Return the lines that follow, exactly as they appear, from the first through the one containing "the dialog ---------- */"; no pictures are to be included.

━━━ RECORDED INFORMATION

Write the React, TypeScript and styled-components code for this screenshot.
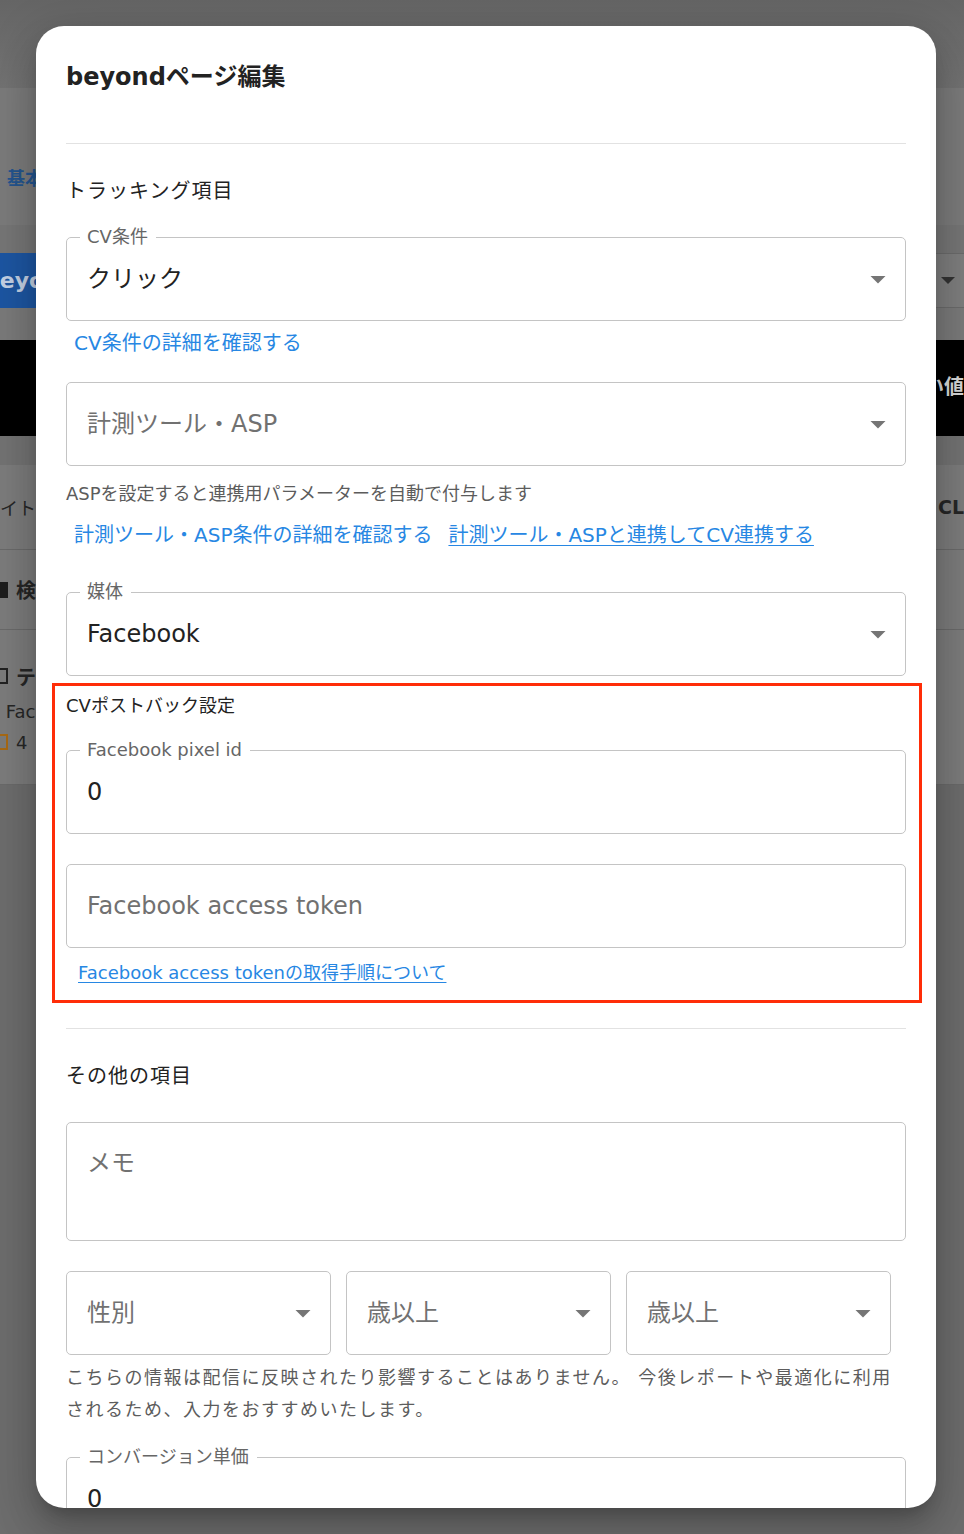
import React from "react";
import styled, { createGlobalStyle } from "styled-components";

const GlobalStyle = createGlobalStyle`
  html, body {
    margin: 0;
    padding: 0;
  }
  body {
    font-family: "DejaVu Sans", "Noto Sans CJK JP", sans-serif;
    color: #222;
    background: #6d6d6d;
    overflow: hidden;
  }
  * {
    box-sizing: border-box;
  }
`;

/* ---------- dimmed page behind the dialog ---------- */

const Backdrop = styled.div`
  position: relative;
  width: 964px;
  height: 1534px;
  overflow: hidden;
  background: #6d6d6d;
  font-family: "DejaVu Sans", "Noto Sans CJK JP", sans-serif;
`;
const TopBar = styled.div`
  height: 88px;
  background: linear-gradient(180deg, #656565 0%, #737373 100%);
`;
const TabBar = styled.div`
  height: 137px;
  display: flex;
  align-items: flex-end;
  padding: 0 0 33px 7px;
  background: #7b7b7b;
  color: #24558f;
  font-size: 18px;
  line-height: 27px;
  font-weight: 700;
`;
const Strip = styled.div<{ $h: number; $bg: string }>`
  height: ${p => p.$h}px;
  background: ${p => p.$bg};
`;
const ActionRow = styled.div`
  height: 55px;
  display: flex;
  justify-content: space-between;
  background: #7b7b7b;
`;
const PrimaryButton = styled.div`
  width: 150px;
  margin-left: -16px;
  background: #1d56a2;
  color: #c3d0e4;
  font-size: 22px;
  line-height: 55px;
  font-weight: 700;
`;
const SelectStub = styled.div`
  width: 120px;
  display: flex;
  align-items: center;
  justify-content: flex-end;
  padding-right: 9px;
  border-top: 1px solid #6b6b6b;
  border-bottom: 1px solid #6b6b6b;
  background: #7e7e7e;
`;
const Caret = styled.span`
  width: 0;
  height: 0;
  border-left: 7px solid transparent;
  border-right: 7px solid transparent;
  border-top: 7px solid #333;
`;
const TableHead = styled.div`
  height: 96px;
  display: flex;
  align-items: center;
  justify-content: flex-end;
  padding-bottom: 6px;
  background: #000;
  color: #d8d8d8;
  font-size: 20px;
  font-weight: 700;
`;
const TableRow = styled.div<{ $h: number }>`
  height: ${p => p.$h}px;
  display: flex;
  justify-content: space-between;
  align-items: center;
  background: #7c7c7c;
  border-bottom: 1px solid #6a6a6a;
  color: #262626;
`;
const RowText = styled.span<{ $bold?: boolean; $size?: number }>`
  font-size: ${p => p.$size ?? 18}px;
  font-weight: ${p => (p.$bold ? 700 : 400)};
`;
const RowStack = styled.div`
  display: flex;
  flex-direction: column;
  gap: 10px;
`;
const RowLine = styled.div`
  display: flex;
  align-items: center;
  gap: 8px;
  font-size: 18px;
`;
const Box = styled.span<{ $color: string; $filled?: boolean }>`
  width: 10px;
  height: 16px;
  margin-left: -2px;
  border: 2px solid ${p => p.$color};
  background: ${p => (p.$filled ? p.$color : "transparent")};
`;

/* ---------- dialog ---------- */

const Dialog = styled.div`
  position: absolute;
  top: 26px;
  left: 36px;
  width: 900px;
  height: 1482px;
  padding: 33px 30px 0;
  overflow: hidden;
  background: #fff;
  border-radius: 28px;
  font-family: "DejaVu Sans", "Noto Sans CJK JP", sans-serif;
  box-shadow: 0 11px 15px -7px rgba(0, 0, 0, 0.2), 0 24px 38px 3px rgba(0, 0, 0, 0.14),
    0 9px 46px 8px rgba(0, 0, 0, 0.12);
`;
const Title = styled.h2`
  margin: 0;
  font-size: 24px;
  line-height: 36px;
  font-weight: 700;
  color: #222;
`;
const Divider = styled.hr<{ $mt: number }>`
  margin: ${p => p.$mt}px 0 0;
  border: 0;
  border-top: 1px solid #e2e2e2;
`;
const SectionTitle = styled.h3`
  margin: 32px 0 0;
  font-size: 20px;
  line-height: 30px;
  font-weight: 400;
  letter-spacing: 1px;
  color: #222;
`;
const Field = styled.div<{ $mt: number; $h?: number; $top?: boolean }>`
  position: relative;
  display: flex;
  align-items: ${p => (p.$top ? "flex-start" : "center")};
  height: ${p => p.$h ?? 84}px;
  margin-top: ${p => p.$mt}px;
  padding: ${p => (p.$top ? "23px" : "0")} 9px 0 20px;
  border: 1px solid #c4c4c4;
  border-radius: 5px;
  background: #fff;
`;
const FieldLabel = styled.span`
  position: absolute;
  top: -11px;
  left: 13px;
  padding: 0 8px 0 7px;
  background: #fff;
  color: #666;
  font-size: 18px;
  line-height: 20px;
`;
const Value = styled.span<{ $placeholder?: boolean }>`
  flex: 1;
  font-size: 24px;
  line-height: 34px;
  color: ${p => (p.$placeholder ? "#717171" : "#222")};
`;
const ArrowSvg = styled.svg`
  flex: none;
  width: 36px;
  height: 36px;
  fill: #757575;
`;
const LinkRow = styled.div<{ $mt: number; $indent: number; $size: number }>`
  display: flex;
  gap: 16px;
  margin-top: ${p => p.$mt}px;
  padding-left: ${p => p.$indent}px;
  font-size: ${p => p.$size}px;
  line-height: ${p => Math.round(p.$size * 1.5)}px;
`;
const Link = styled.a<{ $underline?: boolean }>`
  color: #2787e3;
  text-decoration: ${p => (p.$underline ? "underline" : "none")};
  text-underline-offset: 3px;
  text-decoration-thickness: 1px;
  cursor: pointer;
`;
const Helper = styled.p<{ $mt: number; $lh: number; $ls?: number }>`
  margin: ${p => p.$mt}px 0 0;
  color: #5c5c5c;
  font-size: 18px;
  line-height: ${p => p.$lh}px;
  letter-spacing: ${p => p.$ls ?? 0}px;
`;
const Highlight = styled.div`
  margin: 7px -16px 0 -14px;
  padding: 6px 13px 14px 11px;
  border: 3px solid #ff2d08;
`;
const SubTitle = styled.div`
  font-size: 18px;
  line-height: 27px;
  color: #222;
`;
const SelectGrid = styled.div`
  display: grid;
  grid-template-columns: repeat(3, 265px);
  gap: 15px;
  margin-top: 30px;
`;

const Arrow: React.FC = () => (
  <ArrowSvg viewBox="0 0 24 24">
    <path d="M7 10l5 5 5-5z" />
  </ArrowSvg>
);

type SelectProps = { label?: string; value: string; placeholder?: boolean; mt?: number };

const Select: React.FC<SelectProps> = ({ label, value, placeholder, mt = 0 }) => (
  <Field $mt={mt}>
    {label && <FieldLabel>{label}</FieldLabel>}
    <Value $placeholder={placeholder}>{value}</Value>
    <Arrow />
  </Field>
);

const App: React.FC = () => {
  return (
    <>
      <GlobalStyle />
      <Backdrop>
        <TopBar />
        <TabBar>基本</TabBar>
        <Strip $h={28} $bg="#767676" />
        <ActionRow>
          <PrimaryButton>beyond</PrimaryButton>
          <SelectStub>
            <Caret />
          </SelectStub>
        </ActionRow>
        <Strip $h={32} $bg="#7a7a7a" />
        <TableHead>い値</TableHead>
        <Strip $h={29} $bg="#737373" />
        <TableRow $h={85}>
          <RowText>イト,</RowText>
          <RowText $bold $size={19}>CL</RowText>
        </TableRow>
        <TableRow $h={80}>
          <RowLine>
            <Box $color="#1e1e1e" $filled />
            <RowText $bold $size={20}>検</RowText>
          </RowLine>
        </TableRow>
        <TableRow $h={155}>
          <RowStack>
            <RowLine>
              <Box $color="#222" />
              <RowText $bold $size={20}>テ</RowText>
            </RowLine>
            <RowLine>
              <RowText>&nbsp;Fac</RowText>
            </RowLine>
            <RowLine>
              <Box $color="#a86a16" />
              <RowText>4</RowText>
            </RowLine>
          </RowStack>
        </TableRow>

        <Dialog>
          <Title>beyondページ編集</Title>
          <Divider $mt={48} />

          <SectionTitle>トラッキング項目</SectionTitle>
          <Select mt={31} label="CV条件" value="クリック" />
          <LinkRow $mt={7} $indent={8} $size={20}>
            <Link>CV条件の詳細を確認する</Link>
          </LinkRow>

          <Select mt={24} value="計測ツール・ASP" placeholder />
          <Helper $mt={14} $lh={27}>
            ASPを設定すると連携用パラメーターを自動で付与します
          </Helper>
          <LinkRow $mt={13} $indent={8} $size={20}>
            <Link>計測ツール・ASP条件の詳細を確認する</Link>
            <Link $underline>計測ツール・ASPと連携してCV連携する</Link>
          </LinkRow>

          <Select mt={42} label="媒体" value="Facebook" />

          <Highlight>
            <SubTitle>CVポストバック設定</SubTitle>
            <Field $mt={31}>
              <FieldLabel>Facebook pixel id</FieldLabel>
              <Value>0</Value>
            </Field>
            <Field $mt={30}>
              <Value $placeholder>Facebook access token</Value>
            </Field>
            <LinkRow $mt={11} $indent={12} $size={18}>
              <Link $underline>Facebook access tokenの取得手順について</Link>
            </LinkRow>
          </Highlight>

          <Divider $mt={25} />
          <SectionTitle>その他の項目</SectionTitle>
          <Field $mt={31} $h={119} $top>
            <Value $placeholder>メモ</Value>
          </Field>

          <SelectGrid>
            <Select value="性別" placeholder />
            <Select value="歳以上" placeholder />
            <Select value="歳以上" placeholder />
          </SelectGrid>
          <Helper $mt={7} $lh={32} $ls={1.5}>
            こちらの情報は配信に反映されたり影響することはありません。 今後レポートや最適化に利用
            <br />
            されるため、入力をおすすめいたします。
          </Helper>

          <Field $mt={31}>
            <FieldLabel>コンバージョン単価</FieldLabel>
            <Value>0</Value>
          </Field>
        </Dialog>
      </Backdrop>
    </>
  );
};

export default App;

━━━━━━

> WRITTEN RESPONSE:
Write the React, TypeScript and styled-components code for this screenshot.
import React from "react";
import styled, { createGlobalStyle } from "styled-components";

const GlobalStyle = createGlobalStyle`
  html, body {
    margin: 0;
    padding: 0;
  }
  body {
    font-family: "DejaVu Sans", "Noto Sans CJK JP", sans-serif;
    color: #222;
    background: #6d6d6d;
    overflow: hidden;
  }
  * {
    box-sizing: border-box;
  }
`;

/* ---------- dimmed page behind the dialog ---------- */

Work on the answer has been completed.